Ebû'd-Derdâ fıkıh ve hadis ilimlerinde ileri gelenlerden idi. Rasûlullah'tan bütün öğrendiklerini, bütün duyduklarını, anladıklarını Müslümanlara öğretmeye çalışmıştır. Kur'ân-ı Kerîm'i ezberlemiş ve mescidde her gün Kur'ân dersi vermiştir. Şam'da yüzlerce hâfız yetiştirmiştir.

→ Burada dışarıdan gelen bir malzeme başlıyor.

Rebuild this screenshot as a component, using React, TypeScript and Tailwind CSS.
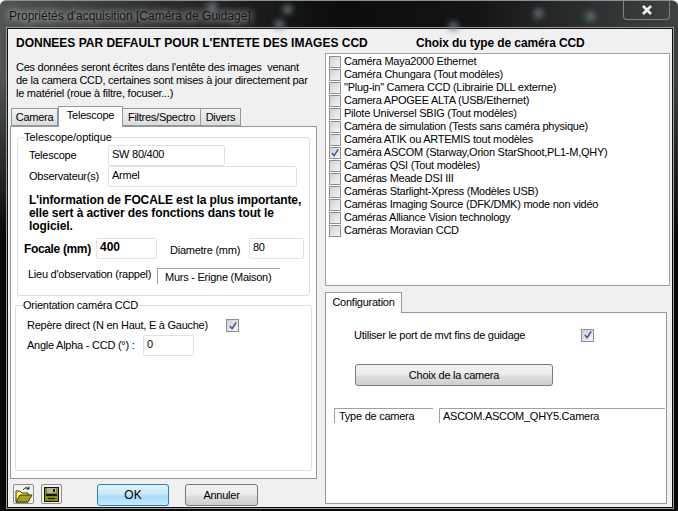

Ebû'd-Derdâ hastalandığı bir sırada arkadaşları yanına gelerek 'Ey Ebû'd-Derdâ, nerenden şikayetçisin?' demişler; Ebû'd-Derdâ, 'Günahlarımdan' diye cevap vermiş; 'Canın birşey istemiyor mu?' sorusuna, 'Canım Cennet istiyor' demiş; 'Sana bakmak için bir hekim çağırmayalım mı?' diyen arkadaşlarına şöyle demiştir: 'Esasında beni yatağa düşüren hekimdir'

Hizâm b. Hakım, Ebû'd-Derdâ'nın şöyle dediğini nakleder:

'Eğer öldükten sonra neler göreceğinizi bilseydiniz, iştahla ne bir yemek yiyebilir, ne bir şey içebilir ve ne de gölgelenmek için bir eve girebilirdiniz. Hep avlularda oturup göğsünüze vurur ve hâliniz için ağlardınız. Vallahi isterdim ki ben kesilen ve meyvesi yenen bir ağaç olaydım' (El-Hilye, I, 216).